However, in the French National Library a map of the year 1580 has been found on which the land Ukraina is plainly indicated. On the map of H. L. De Beauplain of 1650 Ukraine is indicated by “Typus Generalis Ukrainie”. In another book of his, “Description d’Ukrainie” published in 1650 De Beauplain gives definite boundaries of Ukraina and identifies it as entirely independent of Poland and Muscovy. (The name Russian did not begin to be used until the second half of the 18th century).

Likewise maps of the Italian geographers Sancone and Cornetti of the years 1641 and 1657 have been found in which Ukraina is called “Ukraina a Paesa de Cosacchi” (Ukraine or the land of the Kozaks). In the same library there is a globe of Cornelius dated 1660-1670 in which Ukrainian lands are called “Ukraina”. Then there is an English map of Morden 1709 where also is found the name “Ukraina”.
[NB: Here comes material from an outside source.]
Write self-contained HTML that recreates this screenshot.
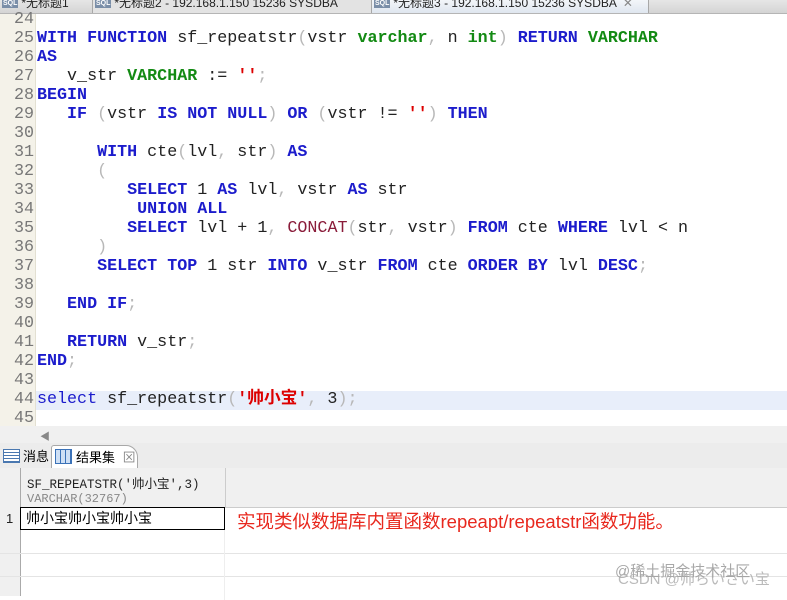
<!DOCTYPE html>
<html><head><meta charset="utf-8"><style>
body{margin:0;width:787px;height:596px;overflow:hidden;background:#fff;position:relative;font-family:"Liberation Sans","Noto Sans CJK SC",sans-serif}
.tabs{position:absolute;left:0;top:0;width:787px;height:13px;background:linear-gradient(#e6e6e6,#d4d4d4);border-bottom:1px solid #b5b5b5;font-size:12px;line-height:11px;overflow:hidden}
.tab{position:absolute;top:-2px;height:15px;border-right:1px solid #a8a8a8;white-space:nowrap;color:#222}
.sql{display:inline-block;font-size:7px;font-weight:bold;color:#fff;background:#7a8ea8;padding:0 1px;margin:0 3px 0 2px;vertical-align:2px;line-height:8px}
.gut{position:absolute;left:0;top:14px;width:35px;height:412px;background:#f4f2e9;border-right:1px solid #e3e0d2}
pre{position:absolute;margin:0;left:0;top:10px;font-family:"Liberation Mono","Noto Sans CJK SC",monospace;font-size:16.7px;line-height:19px;color:#222}
.k{color:#1c1ccc;font-weight:bold}.t{color:#138a13;font-weight:bold}.s{color:#d00;font-weight:bold}.p{color:#b8b8b8}.f{color:#8a1c3a}
.hl{position:absolute;left:36px;top:391px;width:751px;height:19px;background:#e8eefa}
.hs{position:absolute;left:0;top:426px;width:787px;height:17px;background:#f0f0f0}
.pt{position:absolute;left:0;top:443px;width:787px;height:25px;background:#ececec;border-bottom:1px solid #a8a8a8;font-size:13px}
.grid{position:absolute;left:0;top:468px;width:787px;height:128px}
</style></head><body>
<div class="tabs">
<div class="tab" style="left:0;width:92px"><span class="sql">SQL</span>*无标题1</div>
<div class="tab" style="left:93px;width:278px;background:#e3e3e3"><span class="sql">SQL</span>*无标题2 - 192.168.1.150 15236 SYSDBA</div>
<div class="tab" style="left:372px;width:276px;background:linear-gradient(#f6f8fb,#dfe6ef)"><span class="sql">SQL</span>*无标题3 - 192.168.1.150 15236 SYSDBA &nbsp;<span style="color:#888">✕</span></div>
</div>
<div class="gut"></div>
<div class="hl"></div>
<pre style="left:0;color:#777;text-align:right;width:34px;font-weight:normal">24
25
26
27
28
29
30
31
32
33
34
35
36
37
38
39
40
41
42
43
44
45</pre>
<pre style="left:37px">

<span class="k">WITH FUNCTION</span> sf_repeatstr<span class="p">(</span>vstr <span class="t">varchar</span><span class="p">,</span> n <span class="t">int</span><span class="p">)</span> <span class="k">RETURN</span> <span class="t">VARCHAR</span>
<span class="k">AS</span>
   v_str <span class="t">VARCHAR</span> := <span class="s">''</span><span class="p">;</span>
<span class="k">BEGIN</span>
   <span class="k">IF</span> <span class="p">(</span>vstr <span class="k">IS NOT NULL</span><span class="p">)</span> <span class="k">OR</span> <span class="p">(</span>vstr != <span class="s">''</span><span class="p">)</span> <span class="k">THEN</span>

      <span class="k">WITH</span> cte<span class="p">(</span>lvl<span class="p">,</span> str<span class="p">)</span> <span class="k">AS</span>
      <span class="p">(</span>
         <span class="k">SELECT</span> 1 <span class="k">AS</span> lvl<span class="p">,</span> vstr <span class="k">AS</span> str
          <span class="k">UNION ALL</span>
         <span class="k">SELECT</span> lvl + 1<span class="p">,</span> <span class="f">CONCAT</span><span class="p">(</span>str<span class="p">,</span> vstr<span class="p">)</span> <span class="k">FROM</span> cte <span class="k">WHERE</span> lvl &lt; n
      <span class="p">)</span>
      <span class="k">SELECT TOP</span> 1 str <span class="k">INTO</span> v_str <span class="k">FROM</span> cte <span class="k">ORDER BY</span> lvl <span class="k">DESC</span><span class="p">;</span>

   <span class="k">END IF</span><span class="p">;</span>

   <span class="k">RETURN</span> v_str<span class="p">;</span>
<span class="k">END</span><span class="p">;</span>

<span class="k" style="font-weight:normal">select</span> sf_repeatstr<span class="p">(</span><span class="s">'帅小宝'</span><span class="p">,</span> 3<span class="p">);</span>
</pre>
<div class="hs"><span style="position:absolute;left:40px;top:2px;font-size:10px;color:#888">◀</span></div>
<div class="pt">
<div style="position:absolute;left:0;top:3px;height:22px;width:50px;line-height:22px"><span style="display:inline-block;width:15px;height:12px;border:1px solid #4a78b0;vertical-align:-2px;margin:0 3px 0 3px;background:repeating-linear-gradient(#fff 0 2px,#4a78b0 2px 3px)"></span>消息</div>
<div style="position:absolute;left:51px;top:2px;height:24px;width:85px;background:#fff;border:1px solid #a8a8a8;border-bottom:none;border-radius:3px 12px 0 0;line-height:24px"><span style="display:inline-block;width:15px;height:13px;border:1px solid #3b72b8;vertical-align:-2px;margin:0 4px 0 3px;background:repeating-linear-gradient(90deg,#cfe0f5 0 4px,#3b72b8 4px 5px)"></span>结果集 <span style="color:#888;margin-left:4px">⊠</span></div>
</div>
<div class="grid">
<div style="position:absolute;left:0;top:0;width:787px;height:39px;background:#f0f0f0;border-bottom:1px solid #ccc"></div>
<div style="position:absolute;left:20px;top:0;width:204px;height:39px;border-left:1px solid #aaa;border-right:1px solid #ccc"></div>
<div style="position:absolute;left:0;top:39px;width:20px;height:89px;background:#f0f0f0;border-right:1px solid #aaa"></div>
<div style="position:absolute;left:27px;top:5px;font-family:'Liberation Mono','Noto Sans CJK SC',monospace;font-size:12.5px;color:#222">SF_REPEATSTR('帅小宝',3)</div>
<div style="position:absolute;left:27px;top:24px;font-family:'Liberation Mono',monospace;font-size:12px;color:#888">VARCHAR(32767)</div>
<div style="position:absolute;left:20px;top:39px;border:1px solid #000;font-size:14px;line-height:21px;padding-left:5px;box-sizing:border-box;width:205px;height:23px">帅小宝帅小宝帅小宝</div>
<div style="position:absolute;left:6px;top:43px;font-size:13px;color:#222">1</div>
<div style="position:absolute;left:0;top:85px;width:787px;border-top:1px solid #e4e4e4"></div>
<div style="position:absolute;left:0;top:108px;width:787px;border-top:1px solid #e4e4e4"></div>
<div style="position:absolute;left:224px;top:62px;height:70px;border-left:1px solid #eee"></div>
<div style="position:absolute;left:237px;top:40px;font-size:18.5px;color:#e8281e;white-space:nowrap">实现类似数据库内置函数repeapt/repeatstr函数功能。</div>
<div style="position:absolute;left:615px;top:92px;font-size:15px;color:#999;white-space:nowrap;opacity:.85">@稀土掘金技术社区</div>
<div style="position:absolute;left:618px;top:100px;font-size:15px;color:#aaa;white-space:nowrap;opacity:.8">CSDN @帅らいさい宝</div>
</div>
</body></html>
Thus, it can readily be seen that the name Ukraina was used from the very beginning of its history not only by the Ukrainians themselves but also by European scholars of that time. The very oldest folk songs of the Ukrainian people, still in existence today, indicate that the name “Ukrainian” was used by those clans occupying the land on which Ukrainians still live today.

Ethnographically the plains of Ukraine once stretched in a wide belt of about 600 miles along the Black Sea and the Sea of Azov, from the lower Danube and the Carpathian range in the west, crossing the rivers Don and Volga and reaching to the Ural Mountains in the east. About 773,400 square kilometers, bordering upon the Black Sea and the Sea of Azov, are under the U. S. S. R.; 132,200 square kilometers, consisting of East Galicia, the western section of Volhynia, Kholm, Pidlyashe and Polisya, are under Poland; 17,600 square kilometers, the provinces of Bessarabia and Bukovina, are under Rumania; and 14,900 square kilometers (one third of which has now been given to Hungary), Podkarpatska-Rus, are under Czechoslovakia; which makes a grand total of 938,100 square kilometers of land occupied by the Ukrainian people under the various controlling governments. (Both these and the following figures were taken from a survey prepared by Prof. V. Kubiyovich and published in the Ukrainian General Encyclopedia (Lviw) Vol. III).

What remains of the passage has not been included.